昭和の風林史(昭和四七年八月二十二日掲載分)

断然強気方針 押し目買い一貫

手亡相場が下げたところは買い方針。取り組みが太りだすと案外な値段を出すだろう。

「宵の雨夜半の月夜や草ひばり 秋桜子」

一万六千八百ヘクタールという手亡の作付け面積にびっくりした相場である。手亡の作況は〝良〟。従って一ヘクタール当たり(反当たり)二・八七俵。収穫予想は四十七万七千俵となる。記録的な減反だ。

当然先物市場で思惑の対象となる。

しかも、これから先、台風や早霜、あるいは豪雨などという天災が、収穫までつきまとうから、投機熱は高まるばかりだ。

従って、今後の手亡相場は七千五百円地相場。取り組み要因によっては八千五百円―という八千円を中心圏とする値動きになると思う。

ただ高値には輸入外国産白系統豆が供用出来るため白熱化した仕手戦が展開されるとしても、おのずから〝自動制御装置〟が働きかけて、上値を抑えにかかる。

目下ピービーンズの定期供用格差を虐待しているから〝自動制御装置〟の活動しだす値段は定期の八千円台乗せからであるが、相場というものは、ソロバン通りにいかないもので、人気が集中し、思惑熱が高まれば、あり得ないと思う九千円相場も、これまた相場になることもある。

現在のところ、まだ六限月制になったばかりで、取り組みも浅いし、一貫した作戦を持つ仕手の介入も表面化していない。

しかし、小豆相場から、手亡相場へ人気は急速に移動することは見えている。

ところで小豆相場も週明けは様相急変で、久々に見る〝夜放れ高〟だった。作付け七万ヘクタールとか、六万八千ヘクタール説からすれば六万八千四百ヘクタールは当初の予測通りという事になる。

そして今の作況から計算して百七十万俵ないし百八十万俵収穫の線が出てくるわけだが、日中友好ムードの昨今、秋の交易会で商談も考えておかねばならず必ずしも小豆相場が大底を構成したとしても上値に対する予想値段は九千五百円を出るものではなかろうか。
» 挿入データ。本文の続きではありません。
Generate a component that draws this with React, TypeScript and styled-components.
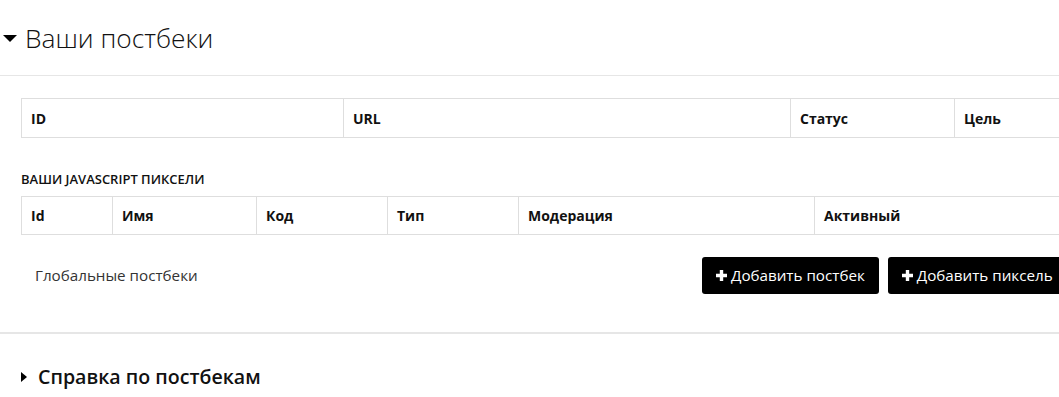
import React from "react";
import styled, { createGlobalStyle } from "styled-components";

const Global = createGlobalStyle`
  html, body { margin: 0; padding: 0; background: #fff; overflow: hidden; }
  body { font-family: "Open Sans", "Liberation Sans", sans-serif; color: #000; }
`;

const Page = styled.div`
  width: 1059px;
  overflow: hidden;
`;

const Header = styled.div`
  display: flex;
  align-items: center;
  height: 76px;
  padding-left: 3px;
  border-bottom: 1px solid #e6e6e6;
  box-sizing: border-box;
`;

const CaretDown = styled.span`
  width: 0;
  height: 0;
  border-left: 7px solid transparent;
  border-right: 7px solid transparent;
  border-top: 7px solid #000;
  margin-right: 8px;
  margin-top: 2px;
`;

const Title = styled.h1`
  margin: 0;
  font-size: 26.3px;
  font-weight: 300;
  color: #111;
  white-space: nowrap;
`;

const Body = styled.div`
  padding: 22px 0 0 21px;
`;

const Table = styled.table`
  border-collapse: collapse;
  width: 1200px;
  table-layout: fixed;
`;

const Th = styled.th<{ $w?: number; $h?: number }>`
  ${(p) => (p.$w ? `width: ${p.$w}px;` : "")}
  border: 1px solid #dedede;
  height: ${(p) => p.$h ?? 39}px;
  padding: 0 9px;
  text-align: left;
  font-size: 14px;
  font-weight: 700;
  color: #111;
  box-sizing: border-box;
`;

const SectionLabel = styled.div`
  margin: 32px 0 7px;
  font-size: 13px;
  font-weight: 600;
  color: #111;
  text-transform: uppercase;
  line-height: 19px;
`;

const ActionRow = styled.div`
  display: flex;
  align-items: center;
  height: 97px;
  padding: 0 0 17px 35px;
  box-sizing: border-box;
`;

const Muted = styled.span`
  font-size: 15.2px;
  color: #333;
  flex: 0 0 auto;
  width: 667px;
`;

const Button = styled.button`
  display: inline-flex;
  align-items: center;
  gap: 4px;
  height: 37px;
  padding: 0 14px;
  margin-right: 9px;
  background: #000;
  color: #fff;
  border: none;
  border-radius: 3px;
  font-family: "Open Sans", "Liberation Sans", sans-serif;
  font-size: 15.2px;
  white-space: nowrap;
  flex: 0 0 auto;
  cursor: pointer;
`;

const Divider = styled.div`
  height: 2px;
  background: #e6e6e6;
`;

const Footer = styled.div`
  display: flex;
  align-items: center;
  padding: 29px 0 0 21px;
`;

const CaretRight = styled.span`
  width: 0;
  height: 0;
  border-top: 5px solid transparent;
  border-bottom: 5px solid transparent;
  border-left: 6px solid #000;
  margin-right: 11px;
`;

const SubTitle = styled.h2`
  margin: 0;
  font-size: 19.6px;
  font-weight: 600;
  color: #111;
`;

const Plus = () => (
  <svg width="11" height="11" viewBox="0 0 11 11" aria-hidden>
    <path d="M3.8 0h3.4v3.8H11v3.4H7.2V11H3.8V7.2H0V3.8h3.8z" fill="#fff" />
  </svg>
);

export default function App() {
  return (
    <Page>
      <Global />
      <Header>
        <CaretDown />
        <Title>Ваши постбеки</Title>
      </Header>
      <Body>
        <Table>
          <thead>
            <tr>
              <Th $w={322}>ID</Th>
              <Th $w={447}>URL</Th>
              <Th $w={164}>Статус</Th>
              <Th>Цель</Th>
            </tr>
          </thead>
        </Table>
        <SectionLabel>Ваши JavaScript пиксели</SectionLabel>
        <Table>
          <thead>
            <tr>
              <Th $w={91} $h={38}>Id</Th>
              <Th $w={144} $h={38}>Имя</Th>
              <Th $w={131} $h={38}>Код</Th>
              <Th $w={131} $h={38}>Тип</Th>
              <Th $w={296} $h={38}>Модерация</Th>
              <Th $h={38}>Активный</Th>
            </tr>
          </thead>
        </Table>
      </Body>
      <ActionRow>
        <Muted>Глобальные постбеки</Muted>
        <Button>
          <Plus />
          Добавить постбек
        </Button>
        <Button>
          <Plus />
          Добавить пиксель
        </Button>
      </ActionRow>
      <Divider />
      <Footer>
        <CaretRight />
        <SubTitle>Справка по постбекам</SubTitle>
      </Footer>
    </Page>
  );
}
その限りでは、小豆は戻り売りを一貫すればよいという、実に判りやすい相場方針が出てくるのであるが、万人が、そういう考えになると、これまたその裏目が出たりする。

まあ、小豆は底が入ったということを再確認したところか。

●編集部注
この世界は「知ったら仕舞い」である。

情報だけに非ず。金融アストロロジーの大家、R・メリマン氏も著述の中で同じ話を。

「識られ過ぎたら仕舞い」である。